Отношения Виталика с другими людьми, часто были натянуты. Даже собственные родители не принимали сына или же вовсе не пытались понять. Они ожидали, что он окончит школу, пойдет в медицинский и не будет позорить семью. Но он окончил школу и пошел в учиться в другое место и как нам известно, он не стал врачом. Ему часто приходилось ссориться с родителями, но они х любил, именно поэтому не перечил и просто выслушивал крики и ругательства. А после очередной ссоры приходил ко мне и молча, закуривал сигарету. Мне не нужны слова чтобы понять его. Я прекрасно понимал, как именно он себя чувствовал. В один прекрасный момент я просто понял, что Виталя — «сломанный человек». Сломанный морально и ломающий себя физически.
Мой сломанный друг был способен на многое, не стремился к большему, а лишь довольствовался тем, что есть. Знаете, внезапно я вспомнил, что частенько любил давать людям ассоциации. Так сказать сравнивал их, с каким либо предметом или явлением. Виталик, я бы сравнил его с дымом от сигарет. Он был таким же серым и легким. Создавалось ощущение, что в этом мире его ничто не держит, он был похож на пустую оболочку, но нутрии него был целый клуб дыма, который он лишь изредка выпускал в свет. Словно сигаретный дым он медленно растворялся в воздухе, словно в поисках открытого окна. С виду могло показаться, что он свободен, но сам же он осознавал, что сделав шаг вперед, просто напросто раствориться в тишине и исчезнет без следа.
Частенько мой сломленный друг был похож на свой любимый напиток. Айс Латте с мятным сиропом. Приторный вкус мяты и огромное количество молока. Кубики льда в этой экспозиции ассоциировались бы с его загонами и проблемами, такие же холодные и прозрачные. Легкое послевкусие мяты на языке и холод на губах — вот что остается после общения с ним. Его с точностью можно назвать любителем всего холодного и странного. Вот такой он, мой странный друг.

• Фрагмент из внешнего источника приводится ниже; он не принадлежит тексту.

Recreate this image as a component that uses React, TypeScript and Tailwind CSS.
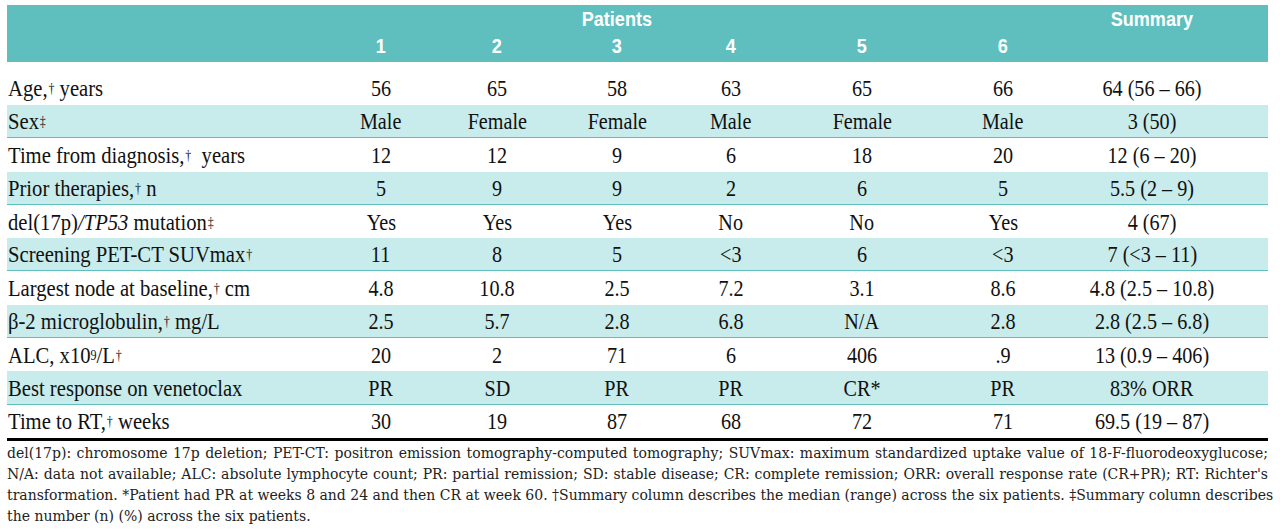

Рабочий день мой прошел просто ужасно. Налоговая инспекция, куча документов и сверхурочная работа. «За что мне всем это?» — мысленно я задавался этим вопросом сони раз.
Домой я возвращался довольно поздно, за окном уже темнелось, но с учетом того что на дворе лето, это не имело никакого значения. Прежде чем пройти в дом, я остановился взглянуть на вольер с собаками. Те в свою очередь не переставали неистово лаять. Их размеренные взгляды создавали внутри меня страх. После очередного разгневанного лая в мою сторону, я наконец — то решил войти в дом.
На удивление в холе было почти темно, лишь бра весившие на стенах освещали комнату. Я не стал задерживаться в дверях и прошел к лестнице, проходя по коридору, я заметил, что комната находящаяся не далеко от моей была открыта. Из неё выливался свет. Подойдя ближе к открытой двери, я услышал голоса и детский плачь, решив заглянуть и узнать, что же случилось, я застал двух незнакомых мне личностей.